The discovery of gold by James W. Marshall at Sutter’s Mill (under construction) was a disaster for Sutter’s burgeoning empire, which he called New Helvetia (Helvetia is the Roman-and Swiss-name for Switzerland). Sutter had acquired huge land grants from Mexican officials for establishing a buffer between the hostile Indians and the Mexicans on the coast of Alta California. But when news of gold “in them there hills” leaked out, those working the fields, stores, etc. of John Sutter dropped their jobs and took up digging and panning for gold, and hordes of additional prospectors flowed in, trampling Sutter’s principality.

The debt-ridden young Sutter had abandoned his wife and three children back in Helvetia, and lost them (except for one son) after they traveled to New Helvetia and tangled with the squatters.

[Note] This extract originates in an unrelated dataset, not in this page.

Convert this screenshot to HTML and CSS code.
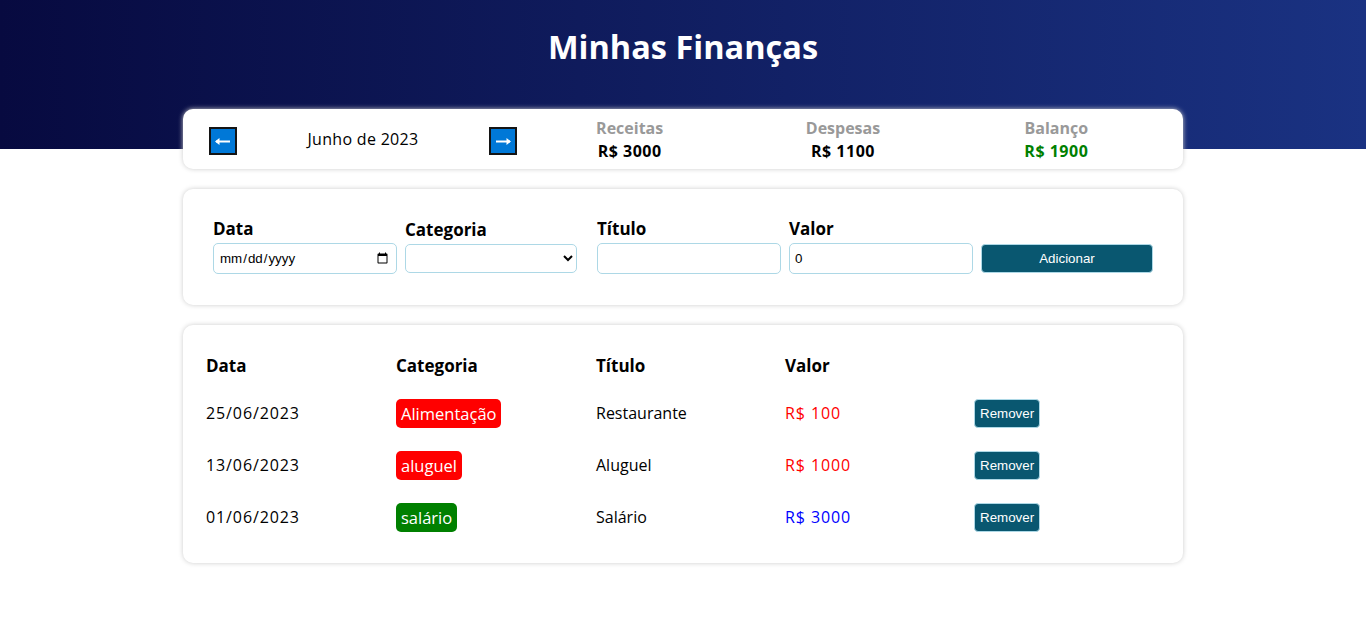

Cendrars shows the dogged pursuit of compensation by Sutter for the expropriation of his land (by squatters) and infrastructure (by the new state of California as well as the flood of new residents). He went to the East Coast seeking some sort of justice, fell under the spell of a Moravian Hutterite preacher and shuttled between the nation’s capital and Lititz, Pennsylvania. He collapsed in DC and was buried in Lititz.

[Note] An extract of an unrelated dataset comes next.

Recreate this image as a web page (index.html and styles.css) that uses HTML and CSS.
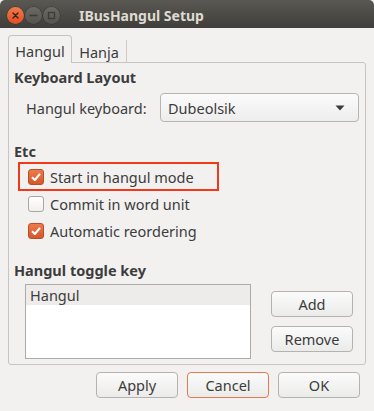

Cendrars chronicles the rise and fall of Sutter and New Helvetia without any wild imagery or much imagination of Sutter’s consciousness. The text of the novel is only 121 pages, and Cendrars covers a lot of ground, both geographic and socioeconomic. One may consider the book of seeking fame and fortune in foreign lands-and being disappointed-as partly autobiographical, which is all the more tempting in that both author and protagonist were Swiss, but I think the book is pretty straight historical/biographical fiction. What I learned about John Sutter seems to be firmly based on the historical record of his rise and the fall of his dream of Acadian New Helvetia.